We used the synbiogame of the iGEM washington team 2019 for our presentations at schools. Our first try wasn’t received very well (Verlinken zu Public education and engagement – Francisco Josephinum Wieselburg) the game down to just finding the pros and cons and brainstorming a new way to solve the problems given, it was very well received. As you can see in our graphifcs and figures (Verlinken zu Public education and engagement – Bernoulligym) most of the students from the Bernoulligymansium loved it.

Paris-Saclay: Haikus “poetry collab”

iGEM GO Paris Saclay - Haiku: a synthetic poetry

We collaborated with the GO Paris Saclay iGEM Team on their Project: Haiku: a synthetic poetry
It is about writing Haikus - Japanese poems consisting of a 3 line Format with 17 syllables in a 5-7-5 pattern. They classically reflect the fleeting beauty of life, expressing strong ephemeral feelings. The GO Paris Saclay Team decided to produce Haikus illustrating their experiments in an unconventional and unique way. They also decided to let other teams join in on this challenge. While contacting the team to ask whether they would like to participate in our Six Pics collaboration (what they did), they informed us about this art project.
A team member then wrote these 2 poems and submitted them to GO Paris Saclay:

                        The synthetic cell 
                        Risen from Fantasy, forged
                        Into existence
                        
                        Michaela Mechura
                        
                        Gone, my DNA,
                        When my shift is over
                        I am no longer
                        
                        Michaela Mechura

We are looking forward to reading the poems submitted by other iGEM teams.

Marburg: Bilder von E.Coli

We had one of our first collaborations with the iGEM team from Marburg, which we met during a meet-up in Erlangen (Germany). This project is about the team Marburg trying to create a computer algorithm to automate the counting of colonies on agar plates. In order to have enough material for the tests, the Marbug team called for collaboration. We are happy that we have been able to make a small contribution to the success of the iGEM Marburg project by sending some pictures of our well grown E. Coli plates.

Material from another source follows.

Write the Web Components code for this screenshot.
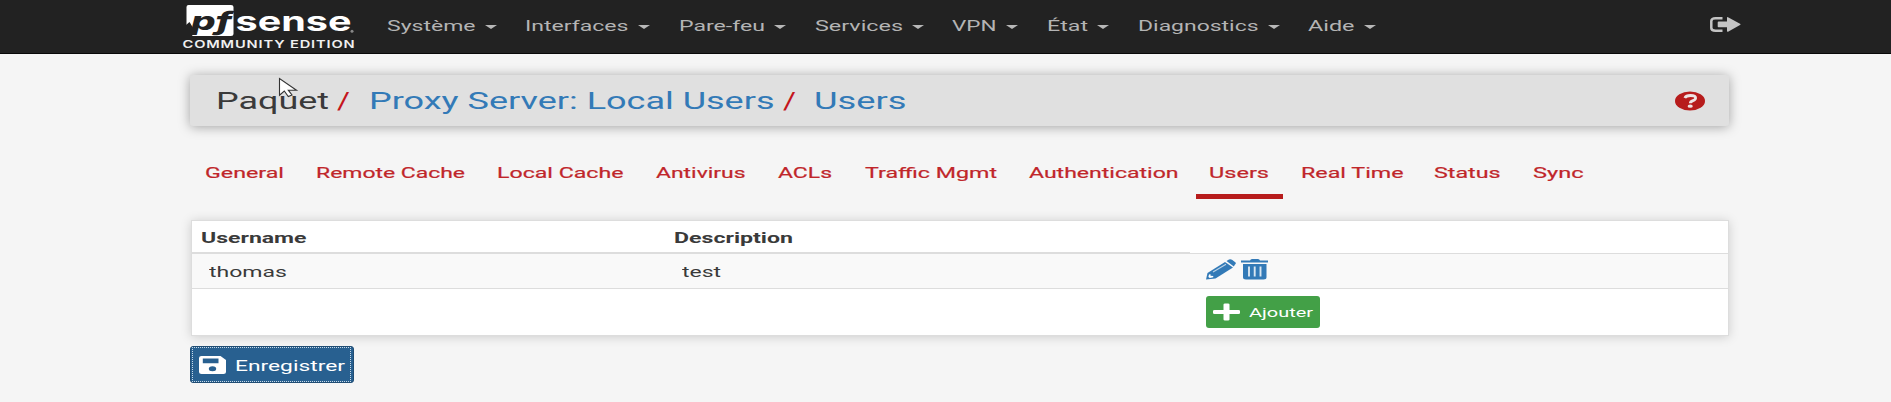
<!DOCTYPE html>
<html lang="fr">
<head>
<meta charset="utf-8">
<title>pfSense - Users</title>
<style>
html,body{margin:0;height:402px;overflow:hidden}
body{background:#f5f5f5;font-family:Roboto,"Liberation Sans",sans-serif;font-size:15px;color:#3a3a3a}
</style>
</head>
<body>
<pf-app></pf-app>
<script>
function define(name, html, init) {
  const t = document.createElement('template');
  t.innerHTML = html;
  customElements.define(name, class extends HTMLElement {
    constructor() {
      super();
      this.attachShadow({mode: 'open'}).appendChild(t.content.cloneNode(true));
    }
    connectedCallback() { if (init) init(this, this.shadowRoot); }
  });
}

/* Text widened to the width given in "w" */
define('fit-text', `<style>:host{display:block;flex:none;white-space:nowrap}
span{display:inline-block;transform-origin:0 50%;vertical-align:top}</style><span><slot></slot></span>`, (el, root) => {
  const w = +el.getAttribute('w');
  el.style.width = w + 'px';
  el.style.marginLeft = (el.getAttribute('gap') || 0) + 'px';
  const s = root.querySelector('span');
  s.style.transform = 'none';
  const natural = s.getBoundingClientRect().width;
  if (natural) s.style.transform = 'scaleX(' + w / natural + ')';
});

define('nav-item', `<style>:host{display:flex;align-items:center;flex:none;height:52px;line-height:51px;color:#b4b4b4}
i{margin:1px 0 0 9.5px;border:6px solid transparent;border-top:4px solid #b8b8b8;border-bottom:0}</style>
<fit-text></fit-text><i></i>`, (el, root) => {
  const f = root.querySelector('fit-text');
  f.textContent = el.getAttribute('label');
  f.setAttribute('w', el.getAttribute('w'));
  f.connectedCallback();
  el.style.marginLeft = el.getAttribute('gap') + 'px';
});

define('pf-logo', `<style>:host{display:block;flex:none;width:176px;height:53px}svg{display:block}
text{font-family:Inter,"Open Sans",sans-serif}</style>
<svg width="176" height="53" viewBox="180 0 176 53">
<path d="M188.500 5H231Q233.500 5 233.500 7V34Q233.500 36 231 36H191L193.500 31H186.500V7Q186.500 5 188.500 5z" fill="#fff"/>
<path d="M186 31V25L189.500 22L195 31L192 36H186z" fill="#222"/>
<text x="191" y="30" font-size="25" font-weight="800" font-style="italic" fill="#222" textLength="41" lengthAdjust="spacingAndGlyphs">pf</text>
<text x="235.500" y="31" font-size="27" font-weight="700" fill="#fff" textLength="116" lengthAdjust="spacingAndGlyphs">sense</text>
<circle cx="352" cy="31.300" r="1.500" fill="#888"/>
<text x="182.500" y="48.300" font-size="10.300" font-weight="600" fill="#f0f0f0" letter-spacing=".6" textLength="173" lengthAdjust="spacingAndGlyphs">COMMUNITY EDITION</text>
</svg>`);

define('pf-navbar', `<style>:host{display:flex;box-sizing:border-box;height:54px;background:#222;border-bottom:1px solid #080808;padding-left:180px}
svg{display:block;margin:17px 0 0 332.500px}</style>
<pf-logo></pf-logo>
<nav-item label="Système" w="88.500" gap="31.200"></nav-item>
<nav-item label="Interfaces" w="103.500" gap="27.800"></nav-item>
<nav-item label="Pare-feu" w="86" gap="28.600"></nav-item>
<nav-item label="Services" w="88" gap="28.800"></nav-item>
<nav-item label="VPN" w="44.500" gap="28"></nav-item>
<nav-item label="État" w="41" gap="28.600"></nav-item>
<nav-item label="Diagnostics" w="120.500" gap="28.200"></nav-item>
<nav-item label="Aide" w="46.500" gap="28.600"></nav-item>
<svg width="33" height="16" viewBox="0 0 33 16"><path d="M13.500 1.300H6.500Q2.300 1.300 2.300 4V11Q2.300 13.700 6.500 13.700H13.500" fill="none" stroke="#c4c4c4" stroke-width="2.500"/><path d="M9.500 4.600H18V.800Q18-.500 19.500.500L31 6.700Q32 7.400 31 8.100L19.500 14.500Q18 15.300 18 14V10.200H9.500Q8.700 10.200 8.700 9.400V5.400Q8.700 4.600 9.500 4.600z" fill="#c4c4c4"/></svg>`);

define('pf-header', `<style>:host{display:flex;align-items:center;box-sizing:border-box;width:1539px;height:51px;margin:20.500px 0 0 190px;padding-left:26px;background:#e0e0e0;border-radius:3px;box-shadow:0 1px 12px rgba(0,0,0,.34);font-size:23.500px;line-height:52px;color:#3a3a3a}
.a{color:#337ab7}.s{color:#c4161c}
fit-text{margin-top:1px}
svg{display:block;margin:1px 0 0 768px}</style>
<fit-text w="113">Paquet</fit-text>
<fit-text class="s" w="13" gap="7.500">/</fit-text>
<fit-text class="a" w="405.500" gap="19">Proxy Server: Local Users</fit-text>
<fit-text class="s" w="13" gap="8.500">/</fit-text>
<fit-text class="a" w="92.500" gap="18.500">Users</fit-text>
<svg width="30" height="20" viewBox="0 0 30 20"><ellipse cx="15" cy="10" rx="15" ry="9.500" fill="#b71c1c"/><path d="M9.800 7Q11 4.500 15.500 4.500Q20.600 4.500 20.600 7Q20.600 8.700 18 9.600Q15.300 10.500 15.300 12.300" fill="none" stroke="#eee4e4" stroke-width="2.800"/><ellipse cx="15.200" cy="15.200" rx="2.600" ry="1.600" fill="#eee4e4"/></svg>`);

define('pf-tabs', `<style>:host{display:flex;box-sizing:border-box;height:94.500px;padding:21.500px 0 0 188.500px;line-height:53px;color:#c0262a;-webkit-text-stroke:.2px #c0262a}
.on{display:flex;justify-content:center;box-sizing:border-box;flex:none;width:87.500px;height:51.500px;border-bottom:5px solid #b71c1c;margin:0 1.500px 0 17.500px}
</style>
<fit-text w="79" gap="16">General</fit-text>
<fit-text w="149" gap="32">Remote Cache</fit-text>
<fit-text w="126.500" gap="32.500">Local Cache</fit-text>
<fit-text w="89.500" gap="32">Antivirus</fit-text>
<fit-text w="54" gap="32.500">ACLs</fit-text>
<fit-text w="132" gap="33">Traffic Mgmt</fit-text>
<fit-text w="149.500" gap="32.200">Authentication</fit-text>
<div class="on"><fit-text w="60">Users</fit-text></div>
<fit-text w="102.500" gap="16">Real Time</fit-text>
<fit-text w="66.500" gap="31.300">Status</fit-text>
<fit-text w="50.500" gap="32">Sync</fit-text>`);

define('pf-button', `<style>:host{display:flex;align-items:center;box-sizing:border-box;flex:none;color:#fff;border-radius:3px}
:host([kind=add]){width:114px;height:32px;background:#43a047;padding-left:7px;font-size:13px;line-height:32px}
:host([kind=save]){width:163.500px;height:37px;background:#286090;border:1px solid #204d74;padding-left:8px;line-height:36px;position:relative}
:host([kind=save])::after{content:"";position:absolute;inset:0 2px 0 1px;border:1px dotted #c8dae8}
::slotted(fit-text){padding-top:2px}</style>
<slot></slot>`);

define('user-table', `<style>:host{display:block;box-sizing:border-box;width:1538.500px;height:116px;margin-left:190.500px;background:#fff;border:1px solid #ddd;box-shadow:0 1px 10px rgba(0,0,0,.17)}
.r{display:grid;grid-template-columns:473px 525.500px 1fr;box-sizing:border-box}
.h{height:33px;line-height:34px;font-weight:700}
.h>*{border-bottom:1px solid #ddd;box-sizing:border-box;height:33px;padding-left:9px}
.h>:nth-child(-n+2){border-bottom:2px solid #ddd}
.b{height:35px;line-height:36px;background:#f9f9f9;border-bottom:1px solid #ddd}
.b>*{padding-left:17px}
.i{display:flex;gap:5px;padding:5px 0 0 15.500px}
.f{height:46px}.f>:last-child{padding:7px 0 0 16px}
svg{display:block}</style>
<div class="r h"><div><fit-text w="105.500">Username</fit-text></div><div><fit-text w="119">Description</fit-text></div><div></div></div>
<div class="r b"><div><fit-text w="78">thomas</fit-text></div><div><fit-text w="39">test</fit-text></div>
<div class="i"><svg width="30" height="21" viewBox="0 0 30 21"><g fill="#337ab7"><path d="M0 20.500L1.500 14L19 3L27 8.500L9.500 19.500z"/><path d="M20.500 2L23 .500Q24.500-.200 26 .800L29.300 3.200Q30.500 4.300 29 5.500L27.800 7.500z"/></g><path d="M7 13L20 5.300" stroke="#bcd4e8" stroke-width="1.100"/><path d="M3 15.500L4.500 15.300V16.800L7.300 17L7.200 18.200L3.800 19L2.400 18z" fill="#fff"/></svg>
<svg width="28" height="21" viewBox="0 0 28 21"><path d="M9 1.500Q9.500 0 11 0H17Q18.500 0 19 1.500H27V3.500H0V1.500z M2 5H25.500V18.300Q25.500 20.500 22.500 20.500H5Q2 20.500 2 18.300z" fill="#337ab7"/><path d="M8 7.500V17.500M13.700 7.500V17.500M19.500 7.500V17.500" stroke="#d9e6f1" stroke-width="1.900"/></svg></div></div>
<div class="r f"><div></div><div></div><div><pf-button kind="add"><svg width="27" height="18" viewBox="0 0 27 18"><path d="M1.500 7H10.500V1.500Q10.500 .500 12 .500H15Q16.500 .500 16.500 1.500V7H25.500Q27 7 27 8V10Q27 11 25.500 11H16.500V16.500Q16.500 17.500 15 17.500H12Q10.500 17.500 10.500 16.500V11H1.500Q0 11 0 10V8Q0 7 1.500 7z" fill="#fff"/></svg><fit-text w="64" gap="8.500">Ajouter</fit-text></pf-button></div></div>`);

define('mouse-cursor', `<style>:host{position:absolute;left:278px;top:77px;display:block}svg{display:block}</style>
<svg width="21" height="21" viewBox="0 0 21 21"><path d="M1.500 1.500V18.200L6.300 14L10.300 19.500L14 18L10.300 13.200H18.500z" fill="#fff" stroke="#333" stroke-width="1.100"/></svg>`);

define('pf-app', `<style>:host{display:block;height:402px;position:relative}
.save{margin:10px 0 0 190px}svg{display:block}</style>
<pf-navbar></pf-navbar><pf-header></pf-header><pf-tabs></pf-tabs><user-table></user-table>
<pf-button class="save" kind="save"><svg width="28" height="18" viewBox="0 0 28 18"><path fill-rule="evenodd" d="M2.500 0H21.500L27 4V16Q27 18 24.500 18H2.500Q0 18 0 16V2Q0 0 2.500 0z M3.800 2.500V7.300H19.500V2.500z M13.500 10.200A3.700 2.500 0 1 0 13.500 15.200A3.700 2.500 0 1 0 13.500 10.200z" fill="#fff"/></svg><fit-text w="110" gap="8">Enregistrer</fit-text></pf-button>
<mouse-cursor></mouse-cursor>`);
</script>
</body>
</html>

iGEM Marburg - Golden-Gate-Webinar

The Lab-team successfully attended the Golden Gate webinar from iGEM Marburg on July 30th, 2019. We are very grateful for the opportunity, since we also used the golden gate cloning method in our project it was very helpful to get such a great introduction to this topic. The protocols and the documents on the google drive, that were also accessible after the webinar, proved to come in handy as well.
Thank you to the iGEM Marburg for the great webinar!

Bead Homogenizer Survey

Bead Homogenizer Survey

We participated in the Bead Homogenizer Survey from the iGEM Team Lambert GA by filling out their questionnaire.